Hi, I'm working with UEL and UMAT user subroutines and have a question about the interaction between the solver and the fortran subroutines. I did some benchmark test and discovered that only 15-20% of the computation time (wall and cpu time, single thread multi thread calculations doesn't matter) from the first call of my UEL (or UMAT) to the last call of this specific UEL (or UMAT) is spent in my code (See example below). What is abaqus doing in between? Does the assembly really need that long? Of course for the UMAT additional time is needed for calculating the residuals but for the UELs I already return those values.
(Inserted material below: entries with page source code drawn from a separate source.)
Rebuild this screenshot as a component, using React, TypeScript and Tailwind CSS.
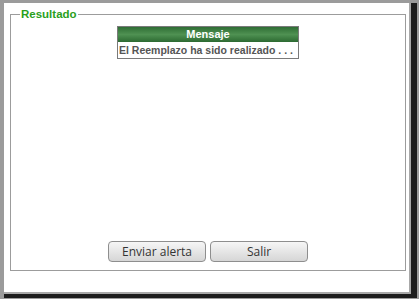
import React from 'react';

const App = () => {
  return (
    <div className="w-[419px] h-[299px] bg-[#9b9b9b] pt-[3px] pl-[4px] overflow-hidden">
      <div className="w-[413px] h-[295px] border-r-[6px] border-b-[4px] border-[#1c1c1c]">
        <div className="w-full h-full bg-white border-r-2 border-b-2 border-[#a8a8a8] pt-[4px] pl-[6px] pr-[3px]">
          <fieldset className="h-[264px] border border-[#9c9c9c] px-[8px] flex flex-col items-center">
            <legend
              className="ml-[1px] px-[1px] text-[11.5px] font-bold text-[#2aa01c] leading-[14px]"
              style={{ fontFamily: '"Liberation Sans", Arial, sans-serif' }}
            >
              Resultado
            </legend>
            <div className="mt-[5px] w-[182px] border border-[#7a7a7a]">
              <div
                className="h-[15px] bg-gradient-to-b from-[#2f6e35] via-[#4f9152] to-[#2c6a32] text-white text-[11px] font-bold text-center leading-[15px]"
                style={{ fontFamily: '"Liberation Sans", Arial, sans-serif' }}
              >
                Mensaje
              </div>
              <div
                className="h-[16px] bg-white text-[#555] text-[10.5px] font-bold leading-[16px] pl-[1px] whitespace-nowrap overflow-hidden"
                style={{ fontFamily: '"Liberation Sans", Arial, sans-serif' }}
              >
                El Reemplazo ha sido realizado . . .
              </div>
            </div>
            <div className="flex-1" />
            <div className="flex gap-[4px] mb-[8px]">
              <button className="w-[98px] h-[21px] rounded-[4px] border border-[#8e8e8e] bg-gradient-to-b from-[#f6f6f6] to-[#d6d6d6] text-[12px] text-[#333] font-['Open_Sans',sans-serif] leading-[19px]">
                Enviar alerta
              </button>
              <button className="w-[98px] h-[21px] rounded-[4px] border border-[#8e8e8e] bg-gradient-to-b from-[#f6f6f6] to-[#d6d6d6] text-[12px] text-[#333] font-['Open_Sans',sans-serif] leading-[19px]">
                Salir
              </button>
            </div>
          </fieldset>
        </div>
      </div>
    </div>
  );
};

export default App;
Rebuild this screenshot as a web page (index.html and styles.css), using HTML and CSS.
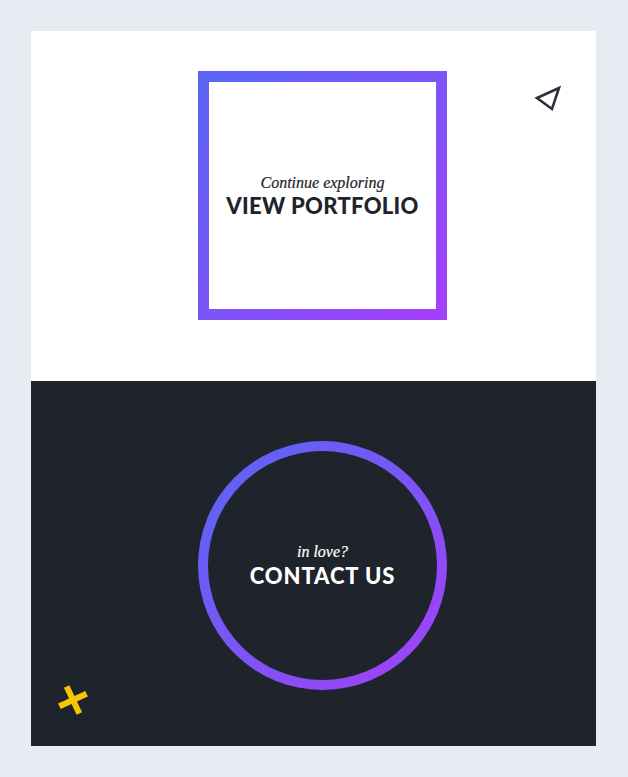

Could some of the return values from a UEL or UMAT cause such an effect?

Example:
0. Init Timer A and Time B
1. Element 1 enters UEL (start recording to A, start recording to B)
2. Element 1 exits UEL (stop recording to B)
3. Element 2 enters UEL (start recording to B)
4. Element 2 exits UEL (stop recording to B)
....
N. Last Element enters UEL (start recording to B)
N+1. Last Element exits UEL (stop recording to B, stop recording to A)
After this the sum of all Bs divided by A is around .15 to .20

Maybe to put the question in a more general context: What is abaqus doing when obtaining the global stiffness matrix and residuals when one uses user subroutines?

I know that is a quite specific question, and also that this is maybe hard to answer in such a general manner.